伊藤みき、また銀「凄くいい日」デュアルモーグル女子

[ 2013年3月9日 06:00 ]

デュアルモーグル女子で2位となり、銀メダルを手に笑顔を見せる伊藤みき

フリースタイルスキー世界選手権第5日

(3月8日 ノルウェー・ボス)
 デュアルモーグル女子の伊藤みき(25=北野建設)が2位に入った。決勝でクロー・デュフールラポワント(カナダ)に敗れたが、モーグルに続いて今大会2個目の銀メダルを獲得した。日本勢では、女子ハーフパイプの小野塚彩那(24=石打丸山ク)の銅と合わせて3個目のメダル獲得。村田愛里咲(ありさ、22=北翔大)と、男子の遠藤尚(しょう、22=忍建設)は準々決勝で姿を消した。

 伊藤が自身今大会2個目の銀メダルを獲得した。決勝で敗れたため、「勝ちきろうというのがあったので、悔しさもある」と本音も漏らした。だが、それ以上に充実感がある。「でも、凄くいい日だった。デュアルは何が起こるか分からない」と笑顔をはじけさせた。

 「一本一本ベストを尽くす」と臨んだ決勝トーナメント。1回戦から正確なエアとターンを披露し、順調に勝ち進んだ。「事実上の決勝のつもり」で戦った準決勝ではバンクーバー冬季五輪女王、ハナ・カーニー(米国)の失敗にも助けられ、決勝に進んだ。

 2月の猪苗代大会でW杯初優勝して以降、レースでの積極性にこだわるようになった。安定した技術を持ちながら、もう一歩突き抜けることができずにいたが「試合を通して限界に挑戦することで大きく成長できる」とより意欲的になった。

 その思いをぶつけた前日の予選では「全力でいけた。積極的に滑れた」と胸を張った。ここにきて飛躍を遂げ、日本のエース格として上村愛子(北野建設)と二枚看板を形成する勢いだ。

 1対1で勝負するデュアルモーグルは、W杯で過去3度、表彰台に立つなど相性がいい。得意種目で勝ち進み、「決勝まで4本滑れたのは自信になった」と、さらに自信が深まった。ソチ五輪のメダル候補は、その地位を着々と固めている。

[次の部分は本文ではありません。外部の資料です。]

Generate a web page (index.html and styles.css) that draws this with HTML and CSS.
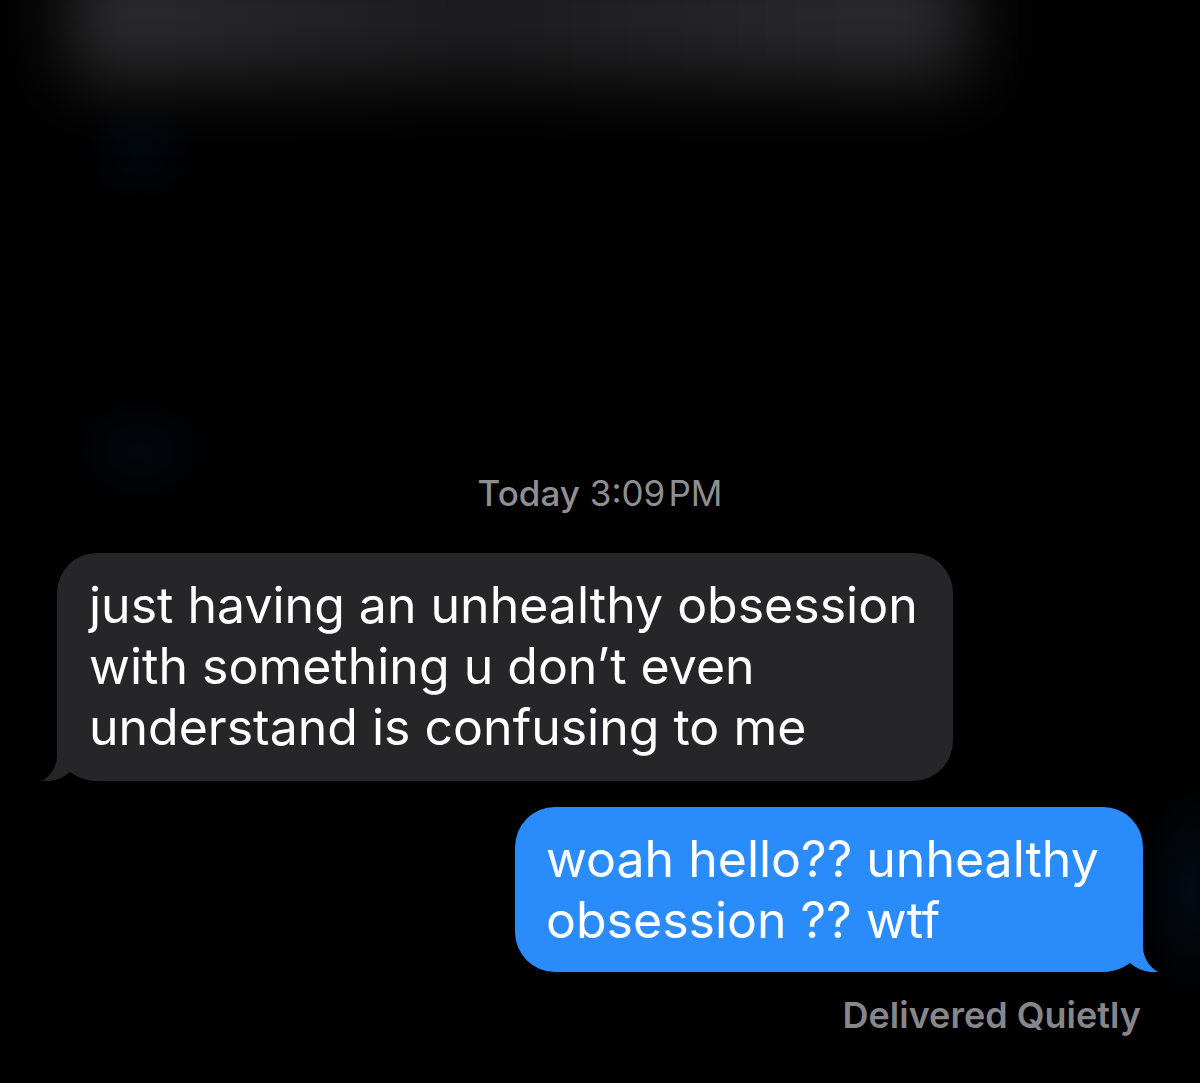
FILE: index.html
```html
<!DOCTYPE html>
<html lang="en">
<head>
    <meta charset="UTF-8">
    <meta name="viewport" content="width=device-width, initial-scale=1.0">
    <title>Messages</title>
    <link rel="stylesheet" href="styles.css">
</head>
<body>

    <div class="chat">
        <!-- blurred header behind the thread -->
        <div class="top-blur"></div>

        <div class="stamp"><span class="stamp-day">Today</span> 3:09&#8202;PM</div>

        <div class="bubble bubble-in">
            <svg class="tail tail-in" width="60" height="51" viewBox="0 0 60 51">
                <path d="M17 0 L17 25 C17 38 10 46 2 51 C12 52 22 49 30 42 C38 48 48 51 60 51 L60 0 Z"/>
            </svg>
            <span class="text">just having an unhealthy obsession<br>
            with something u don’t even<br>
            understand is confusing to me</span>
        </div>

        <div class="bubble bubble-out">
            <svg class="tail tail-out" width="60" height="51" viewBox="0 0 60 51">
                <path d="M17 0 L17 25 C17 38 10 46 2 51 C12 52 22 49 30 42 C38 48 48 51 60 51 L60 0 Z"/>
            </svg>
            <span class="text">woah hello?? unhealthy<br>
            obsession ?? wtf</span>
        </div>

        <div class="delivered">Delivered Quietly</div>
    </div>

</body>
</html>
```

FILE: styles.css
```css
html, body {
    margin: 0;
    height: 100%;
}

body {
    font-family: Inter, "Liberation Sans", Arial, sans-serif;
    background-color: #000;
    background-image:
        radial-gradient(ellipse 60px 55px at 140px 150px, rgba(10, 40, 80, 0.18), transparent),
        radial-gradient(ellipse 70px 55px at 140px 450px, rgba(10, 40, 80, 0.18), transparent),
        radial-gradient(ellipse 50px 110px at 1190px 890px, rgba(20, 60, 110, 0.18), transparent);
    overflow: hidden;
}

.chat {
    display: flex;
    flex-direction: column;
}

.top-blur {
    height: 130px;
    margin: -50px 230px 0 70px;
    background: linear-gradient(to right, #2e2e30, #1d1d1f 45%, #2a2a2c 85%);
    filter: blur(36px);
}

.stamp {
    margin-top: 393px;
    height: 40px;
    line-height: 40px;
    text-align: center;
    font-size: 35px;
    color: #8e8e93;
}

.stamp-day {
    font-weight: 500;
}

.bubble {
    position: relative;
    box-sizing: border-box;
    font-size: 50px;
    line-height: 61px;
    color: #fff;
    border-radius: 40px;
}

.bubble .text {
    position: relative;
}

.bubble-in {
    margin: 40px 0 0 57px;
    width: 896px;
    height: 228px;
    padding: 22px 30px 0 32px;
    background-color: #262628;
}

.bubble-out {
    margin: 26px 57px 0 auto;
    width: 628px;
    height: 165px;
    padding: 22px 30px 0 31px;
    background-color: #2a8cfb;
}

.tail {
    position: absolute;
    bottom: 0;
}

.tail-in {
    left: -17px;
    fill: #262628;
}

.tail-out {
    right: -17px;
    fill: #2a8cfb;
    transform: scaleX(-1);
}

.delivered {
    margin-top: 23px;
    padding-right: 59px;
    height: 40px;
    line-height: 40px;
    text-align: right;
    font-size: 36px;
    font-weight: 600;
    color: #86868b;
}
```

 ▽女子デュアルモーグル (1)クロー・デュフールラポワント(カナダ)(2)伊藤みき(北野建設)(3)カーニー(米国)(5)村田愛里咲(北翔大)

 ◆伊藤 みき(いとう・みき)1987年(昭62)7月20日、滋賀県日野町生まれの25歳。3歳からスキーを始め、小2の時にモーグル教室に入る。姉・あづさ(27)、妹・さつき(19)も選手のモーグル3姉妹。近江兄弟社高から中京大を経て北野建設に入社。トリノ五輪は20位、バンクーバー五輪は12位。世界選手権は09年デュアルモーグル2位。W杯は今季初優勝を果たすなど、通算4度表彰台に立った。1メートル62、53キロ。

 ▽デュアルモーグル 1人ずつ滑るモーグルに対し、2人同時に滑って対戦する。予選は1人で滑り、上位16人がトーナメント方式の決勝に進む。決勝では7人の審判(ターン4人、エア2人、スピード1人)が、それぞれの持つ5点を振り分けて採点する。五輪では実施されないが、世界選手権では99年から実施されている。